# Written instruction
From the first line of the data below through the line bearing "85, 83, 82];", reproduce each line exactly; do not include pictures.

# Recorded data
▶
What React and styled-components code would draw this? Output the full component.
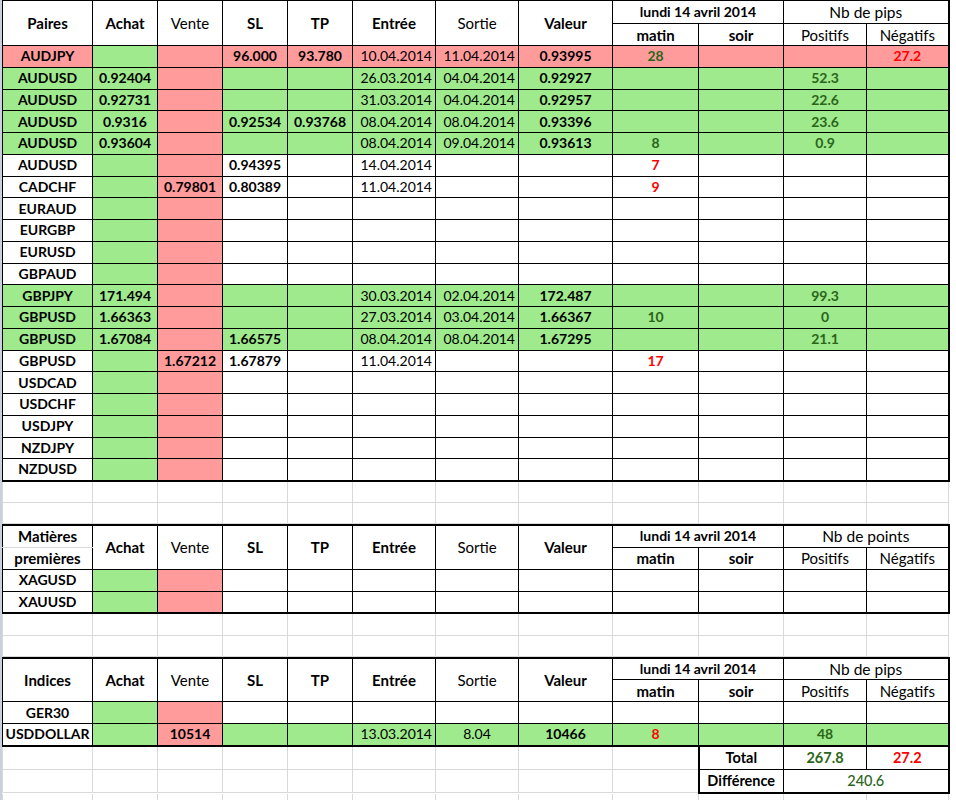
import styled, { createGlobalStyle } from 'styled-components';

const GREEN = '#9eea8d';
const PINK = '#ff9b9b';
const INK_GREEN = '#2b6519';
const INK_RED = '#ff0000';
const GRID = '#d9d9d9';

const COLS = [90, 65, 65, 65, 65, 83, 83, 94, 86, 85, 83, 82];

const GlobalStyle = createGlobalStyle`
    html, body {
        margin: 0;
        padding: 0;
        background: #fff;
    }

    body {
        font-family: Lato, "Liberation Sans", sans-serif;
        font-size: 14px;
        color: #000;
    }
`;

const forex = [
    { pair: 'AUDJPY', tone: 'sell', sl: '96.000', tp: '93.780', entree: '10.04.2014', sortie: '11.04.2014', valeur: '0.93995', matin: '28', matinGood: true, neg: '27.2' },
    { pair: 'AUDUSD', tone: 'buy', achat: '0.92404', entree: '26.03.2014', sortie: '04.04.2014', valeur: '0.92927', pos: '52.3' },
    { pair: 'AUDUSD', tone: 'buy', achat: '0.92731', entree: '31.03.2014', sortie: '04.04.2014', valeur: '0.92957', pos: '22.6' },
    { pair: 'AUDUSD', tone: 'buy', achat: '0.9316', sl: '0.92534', tp: '0.93768', entree: '08.04.2014', sortie: '08.04.2014', valeur: '0.93396', pos: '23.6' },
    { pair: 'AUDUSD', tone: 'buy', achat: '0.93604', entree: '08.04.2014', sortie: '09.04.2014', valeur: '0.93613', matin: '8', matinGood: true, pos: '0.9' },
    { pair: 'AUDUSD', sl: '0.94395', entree: '14.04.2014', matin: '7' },
    { pair: 'CADCHF', vente: '0.79801', sl: '0.80389', entree: '11.04.2014', matin: '9' },
    { pair: 'EURAUD' },
    { pair: 'EURGBP' },
    { pair: 'EURUSD' },
    { pair: 'GBPAUD' },
    { pair: 'GBPJPY', tone: 'buy', achat: '171.494', entree: '30.03.2014', sortie: '02.04.2014', valeur: '172.487', pos: '99.3' },
    { pair: 'GBPUSD', tone: 'buy', achat: '1.66363', entree: '27.03.2014', sortie: '03.04.2014', valeur: '1.66367', matin: '10', matinGood: true, pos: '0' },
    { pair: 'GBPUSD', tone: 'buy', achat: '1.67084', sl: '1.66575', entree: '08.04.2014', sortie: '08.04.2014', valeur: '1.67295', pos: '21.1' },
    { pair: 'GBPUSD', vente: '1.67212', sl: '1.67879', entree: '11.04.2014', matin: '17' },
    { pair: 'USDCAD' },
    { pair: 'USDCHF' },
    { pair: 'USDJPY' },
    { pair: 'NZDJPY' },
    { pair: 'NZDUSD' },
];

const commodities = [
    { pair: 'XAGUSD' },
    { pair: 'XAUUSD' },
];

const indices = [
    { pair: 'GER30' },
    { pair: 'USDDOLLAR', tone: 'buy', plainPair: true, vente: '10514', entree: '13.03.2014', sortie: '8.04', sortieCentered: true, valeur: '10466', matin: '8', pos: '48' },
];

const toneFill = tone => (tone === 'buy' ? GREEN : tone === 'sell' ? PINK : undefined);

const Columns = () => (
    <colgroup>
        {COLS.map((w, i) => <col key={i} style={{ width: w }} />)}
    </colgroup>
);

const PositionRow = ({ row, height }) => {
    const fill = toneFill(row.tone);

    return (
        <Row $h={height}>
            <Cell $fill={row.plainPair ? undefined : fill} $bold $tight={row.plainPair}>{row.pair}</Cell>
            <Cell $fill={GREEN} $bold>{row.achat}</Cell>
            <Cell $fill={PINK} $bold>{row.vente}</Cell>
            <Cell $fill={fill} $bold>{row.sl}</Cell>
            <Cell $fill={fill} $bold>{row.tp}</Cell>
            <Cell $fill={fill} $right>{row.entree}</Cell>
            <Cell $fill={fill} $right={!row.sortieCentered}>{row.sortie}</Cell>
            <Cell $fill={fill} $bold>{row.valeur}</Cell>
            <Cell $fill={fill} $bold $ink={row.matinGood ? INK_GREEN : INK_RED}>{row.matin}</Cell>
            <Cell $fill={fill} />
            <Cell $fill={fill} $bold $ink={INK_GREEN}>{row.pos}</Cell>
            <Cell $fill={fill} $bold $ink={INK_RED}>{row.neg}</Cell>
        </Row>
    );
};

const Block = ({ title, countLabel, rows, rowHeight = 22, headTop = 22, headBottom = 22, open }) => {
    const split = Array.isArray(title);

    return (
        <Table $open={open}>
            <Columns />
            <thead>
                <Row $h={headTop}>
                    {split
                        ? <Head $split>{title[0]}</Head>
                        : <Head rowSpan={2}>{title}</Head>}
                    <Head rowSpan={2}>Achat</Head>
                    <Head rowSpan={2} $light>Vente</Head>
                    <Head rowSpan={2}>SL</Head>
                    <Head rowSpan={2}>TP</Head>
                    <Head rowSpan={2}>Entrée</Head>
                    <Head rowSpan={2} $light>Sortie</Head>
                    <Head rowSpan={2}>Valeur</Head>
                    <Head colSpan={2} $small>lundi 14 avril 2014</Head>
                    <Head colSpan={2} $light $large>{countLabel}</Head>
                </Row>
                <Row $h={headBottom}>
                    {split && <Head $splitLow>{title[1]}</Head>}
                    <Head>matin</Head>
                    <Head>soir</Head>
                    <Head $light>Positifs</Head>
                    <Head $light>Négatifs</Head>
                </Row>
            </thead>
            <tbody>
                {rows.map((row, i) => <PositionRow key={i} row={row} height={rowHeight} />)}
            </tbody>
        </Table>
    );
};

const Spacer = ({ rows = 2 }) => (
    <BlankTable>
        <Columns />
        <tbody>
            {Array.from({ length: rows }).map((_, r) => (
                <Row key={r} $h={21}>
                    {COLS.map((_, c) => <Blank key={c} />)}
                </Row>
            ))}
        </tbody>
    </BlankTable>
);

const Totals = () => (
    <BlankTable>
        <Columns />
        <tbody>
            <Row $h={23}>
                {COLS.slice(0, 9).map((_, c) => <Blank key={c} />)}
                <SumCell $bold $edgeLeft>Total</SumCell>
                <SumCell $bold $ink={INK_GREEN}>267.8</SumCell>
                <SumCell $bold $ink={INK_RED} $edgeRight>27.2</SumCell>
            </Row>
            <Row $h={23}>
                {COLS.slice(0, 9).map((_, c) => <Blank key={c} />)}
                <SumCell $bold $edgeLeft $edgeBottom>Différence</SumCell>
                <SumCell colSpan={2} $ink={INK_GREEN} $edgeRight $edgeBottom $medium>240.6</SumCell>
            </Row>
        </tbody>
    </BlankTable>
);

const App = () => (
    <>
        <GlobalStyle />
        <Sheet>
            <Block title="Paires" countLabel="Nb de pips" rows={forex} rowHeight={21.75} headTop={23} headBottom={22} open />
            <Spacer />
            <Block title={['Matières', 'premières']} countLabel="Nb de points" rows={commodities} />
            <Spacer />
            <Block title="Indices" countLabel="Nb de pips" rows={indices} headTop={22} headBottom={22} />
            <Totals />
            <Spacer rows={1} />
        </Sheet>
    </>
);

export default App;

const Sheet = styled.div`
    width: 956px;
    height: 800px;
    overflow: hidden;
    box-sizing: border-box;
    border-left: 2px solid #c8d2de;
    background: #fff;
`;

const Table = styled.table`
    table-layout: fixed;
    border-collapse: collapse;
    width: 946px;
    border: 2px solid #000;
    border-left: none;
    ${props => props.$open && `
        border-top: 1px solid #c8c8c8;
    `}
`;

const BlankTable = styled.table`
    table-layout: fixed;
    border-collapse: collapse;
    width: 946px;
    border: none;
`;

const Row = styled.tr`
    height: ${props => props.$h}px;
`;

const Head = styled.th`
    border: 1px solid #000;
    padding: 0 3px;
    font-size: ${props => props.$large ? '15.5px' : props.$small ? '14px' : '15px'};
    font-weight: ${props => props.$light ? 400 : 700};
    text-align: center;
    vertical-align: middle;
    white-space: nowrap;
    overflow: hidden;
    line-height: 16px;

    ${props => props.$split && `
        border-bottom: 1px solid ${GRID};
    `}

    ${props => props.$splitLow && `
        border-top: 1px solid ${GRID};
    `}
`;

const Cell = styled.td`
    border: 1px solid #000;
    padding: ${props => props.$right ? '0 3px 0 0' : props.$tight ? '0 1px' : '0 3px'};
    background: ${props => props.$fill || 'transparent'};
    color: ${props => props.$ink || '#000'};
    font-size: 14px;
    font-weight: ${props => props.$bold ? 700 : 400};
    text-align: ${props => props.$right ? 'right' : 'center'};
    vertical-align: middle;
    white-space: nowrap;
    overflow: hidden;
    line-height: 16px;
`;

const Blank = styled.td`
    border: 1px solid ${GRID};
    border-top: none;
    padding: 0;
`;

const SumCell = styled.td`
    border: 1px solid #000;
    border-top: none;
    border-left-width: ${props => props.$edgeLeft ? '2px' : '1px'};
    border-right-width: ${props => props.$edgeRight ? '2px' : '1px'};
    border-bottom-width: ${props => props.$edgeBottom ? '2px' : '1px'};
    padding: 0 3px;
    color: ${props => props.$ink || '#000'};
    font-size: 14.5px;
    font-weight: ${props => props.$bold ? 700 : props.$medium ? 500 : 400};
    text-align: center;
    vertical-align: middle;
    white-space: nowrap;
    line-height: 16px;
`;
◀
# Right answer
What React and styled-components code would draw this? Output the full component.
import styled, { createGlobalStyle } from 'styled-components';

const GREEN = '#9eea8d';
const PINK = '#ff9b9b';
const INK_GREEN = '#2b6519';
const INK_RED = '#ff0000';
const GRID = '#d9d9d9';

const COLS = [90, 65, 65, 65, 65, 83, 83, 94, 86, 85, 83, 82];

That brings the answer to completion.